Tehran has always believed in its divine mission ever since the foundation of its religious state some 25 years ago, in accordance with the theory of Shia theocratic rule. Washington meanwhile embarked on this path for the first time when Bush Jr and the new conservatives brought an extremist Protestantism into the halls of power. Both sides, therefore, are as one in their desire to carry out their respective divine missions: in Iran, through the politicisation of religion in Iran, and in the US, through the insertion of religion into politics.
Historically, Iranian-American relations are founded on Iran' pretensions to play a regional role, and the extent of Washington's consent to this ambition. They are complex and interwoven: the dosage of the two elements determines whether ties are strong or weak, while various secondary considerations can also increase or detract from the chances of a rapprochement. Unlike other bilateral relations, they are not a bond of mutual reliance, and it is thus impossible to deduce future developments from past events. Indeed, the severe fluctuations in the course of Iranian-American relations over the last half-century have made the task of mapping out future developments nigh on impossible most of the time.

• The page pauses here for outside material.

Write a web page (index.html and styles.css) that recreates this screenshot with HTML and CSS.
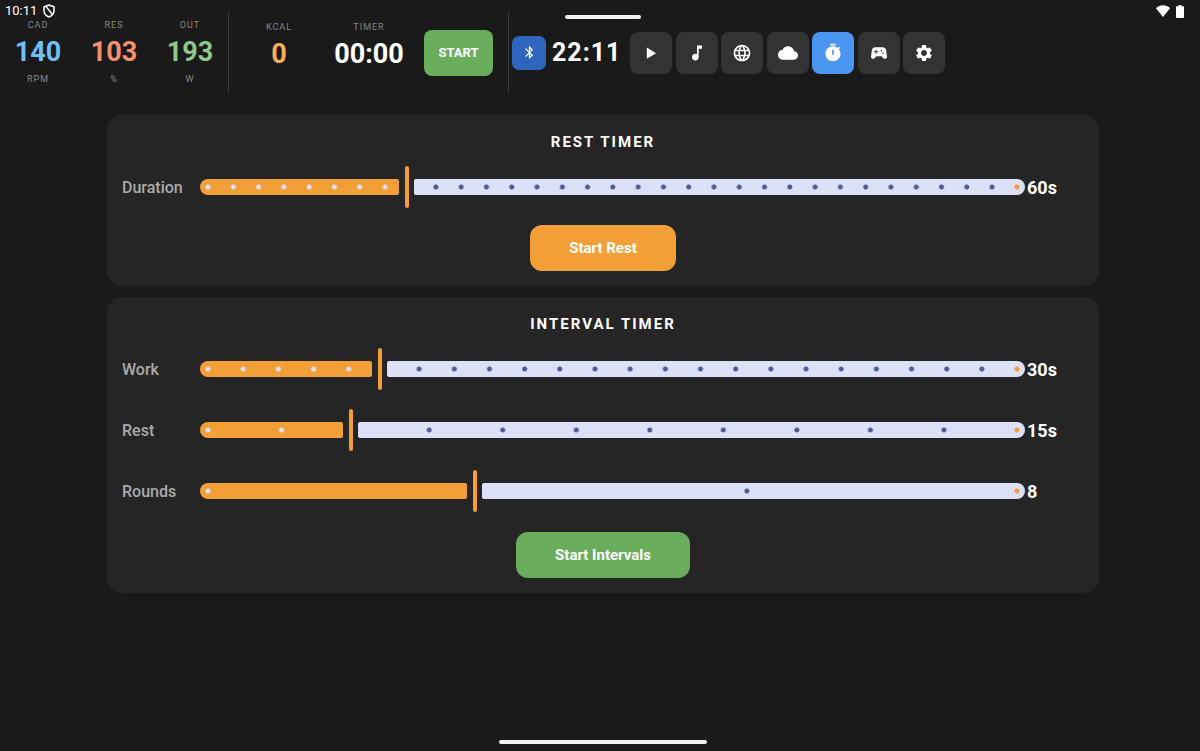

Yet despite these fluctuations, Iranian- American relations have always been open to the possibility of change, mainly due to Iran's obsession with its regional position. On the basis of historical factors, and the current strategic interests of both sides, the possibility now rears its head that, given the control of religious conservatives in Iran and neo-conservatives in Washington, official political discourse does not necessarily constitute good evidence for either a development or a breakdown in relations between the two countries. Rather, that discourse should be taken simply as an indicator of the current state of strategic bargaining between the two countries, which in Iraq is now more frenzied than ever before.